Tri mengatakan dalam beberapa hal ada kemiripan dengan virus SARS-CoV-2, salah satunya adalah infeksi pada saluran pernapasan yang dapat menimbulkan gejala seperti batuk, pilek, hidung tersumbat, bersin-bersin, nyeri tenggorokan, dan mengi. Bahkan, kadang pada orang yang mengalami penurunan sistem kekebalan tubuh dapat menimbulkan infeksi pada saluran napas bawah yang parah.
Selain itu, virus ini pun memiliki penularan yang sama melalui droplet dan cairan tubuh yang mengontaminasi dan saat kontak langsung dengan penderita.
"Dapat menyerang manusia secara berulang," ujarnya.

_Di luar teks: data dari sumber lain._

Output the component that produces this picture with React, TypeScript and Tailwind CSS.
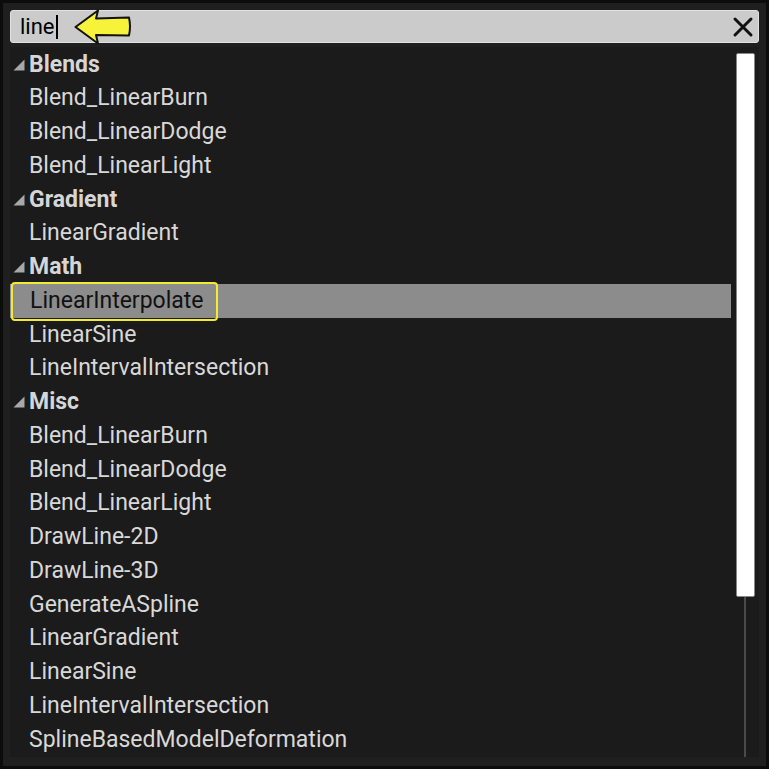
import React from "react"

type Row = { label: string; header?: boolean; selected?: boolean }

const rows: Row[] = [
  { label: "Blends", header: true },
  { label: "Blend_LinearBurn" },
  { label: "Blend_LinearDodge" },
  { label: "Blend_LinearLight" },
  { label: "Gradient", header: true },
  { label: "LinearGradient" },
  { label: "Math", header: true },
  { label: "LinearInterpolate", selected: true },
  { label: "LinearSine" },
  { label: "LineIntervalIntersection" },
  { label: "Misc", header: true },
  { label: "Blend_LinearBurn" },
  { label: "Blend_LinearDodge" },
  { label: "Blend_LinearLight" },
  { label: "DrawLine-2D" },
  { label: "DrawLine-3D" },
  { label: "GenerateASpline" },
  { label: "LinearGradient" },
  { label: "LinearSine" },
  { label: "LineIntervalIntersection" },
  { label: "SplineBasedModelDeformation" },
]

function Arrow() {
  return (
    <svg width="58" height="36" viewBox="0 0 58 36" className="-my-[2px] ml-[16px] shrink-0">
      <path
        d="M1.5 18 L24 1.5 L22 9.5 L55 8.5 Q57 17.5 55 26.5 L22 26 L24 34.5 Z"
        fill="#f7f23a"
        stroke="#111"
        strokeWidth="2"
        strokeLinejoin="round"
      />
    </svg>
  )
}

export default function App() {
  return (
    <div
      className="h-[769px] w-[769px] bg-[#0c0c0c] p-[3px]"
      style={{ fontFamily: "Roboto, 'Liberation Sans', sans-serif" }}
    >
      <div className="flex h-full w-full flex-col bg-[#1f1f1f] px-[7px] pt-[7px] pb-[9px]">
        {/* search */}
        <div className="flex h-[33px] items-center rounded-[3px] border border-[#e2e2e2] bg-[#cbcbcb] pl-[9px] pr-[4px]">
          <span className="text-[22px] leading-none text-black">line</span>
          <span className="ml-[1px] h-[24px] w-[2px] bg-black" />
          <Arrow />
          <div className="flex-1" />
          <svg width="22" height="22" viewBox="0 0 22 22">
            <path d="M3 3 L19 19 M19 3 L3 19" stroke="#111" strokeWidth="3" strokeLinecap="round" />
          </svg>
        </div>

        {/* list */}
        <div className="mt-[4px] flex flex-1 bg-[#1b1b1b]">
          <div className="flex flex-1 flex-col pt-[1px]">
            {rows.map((r, i) =>
              r.header ? (
                <div key={i} className="flex h-[33.75px] items-center pl-[3px]">
                  <svg width="12" height="12" viewBox="0 0 12 12" className="mr-[4px]">
                    <path d="M11.5 0.5 L11.5 11.5 L0.5 11.5 Z" fill="#a8a8a8" />
                  </svg>
                  <span className="text-[23px] font-bold text-[#d6d6d6]">{r.label}</span>
                </div>
              ) : r.selected ? (
                <div key={i} className="flex h-[33.75px] items-center bg-[#8c8c8c]">
                  <div className="ml-[1px] flex h-[39px] items-center rounded-[4px] border-2 border-[#f2ea33] pl-[17px] pr-[12px]">
                    <span className="text-[23px] text-[#111]">{r.label}</span>
                  </div>
                </div>
              ) : (
                <div key={i} className="flex h-[33.75px] items-center pl-[19px]">
                  <span className="text-[23px] text-[#d8d8d8]">{r.label}</span>
                </div>
              ),
            )}
          </div>
          {/* scrollbar */}
          <div className="flex w-[28px] flex-col items-center pt-[6px]">
            <div className="h-[544px] w-[19px] shrink-0 rounded-[2px] border border-[#888] bg-white" />
            <div className="w-[2px] flex-1 bg-[#4a4a4a]" />
          </div>
        </div>
      </div>
    </div>
  )
}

Kendati ada kemiripan, imbuhnya, secara teoritis virus ini tidak menyebabkan penyakit fatal, bahkan pada kebanyakan orang sama seperti influenza, penyakit ini dapat sembuh dengan sendirinya. Lantaran kemiripannya dengan influenza, HMPV tak mudah dibedakan dengan influenza biasa.
Tri menegaskan bahwa dalam kondisi tertentu, ada yang harus diwaspadai selain pada anak-anak, orang dengan penurunan kekebalan tubuh, yaitu lansia berusia lebih dari 65 tahun, juga pada orang-orang yang memiliki gangguan pada sistem pernapasan.
Dia menganjurkan masyarakat hidup lebih sehat untuk menghindari potensi tertular dari virus HMPV ini dengan makan, minum, dan istirahat yang cukup. Selain itu, menjaga kebersihan dengan sering mencuci tangan, menggunakan masker apabila memiliki gejala infeksi di saluran pernapasan, dan menghindari kontak erat dengan orang-orang yang diduga terkena infeksi saluran pernapasan.
Menurut Tri, berbagai upaya tersebut penting dilakukan mengingat hingga sampai saat ini belum ada vaksin untuk virus HMPV. "Diharapkan masyarakat sudah memiliki respons imun yang cukup untuk dapat menahan agar tidak sakit parah," ucap dia.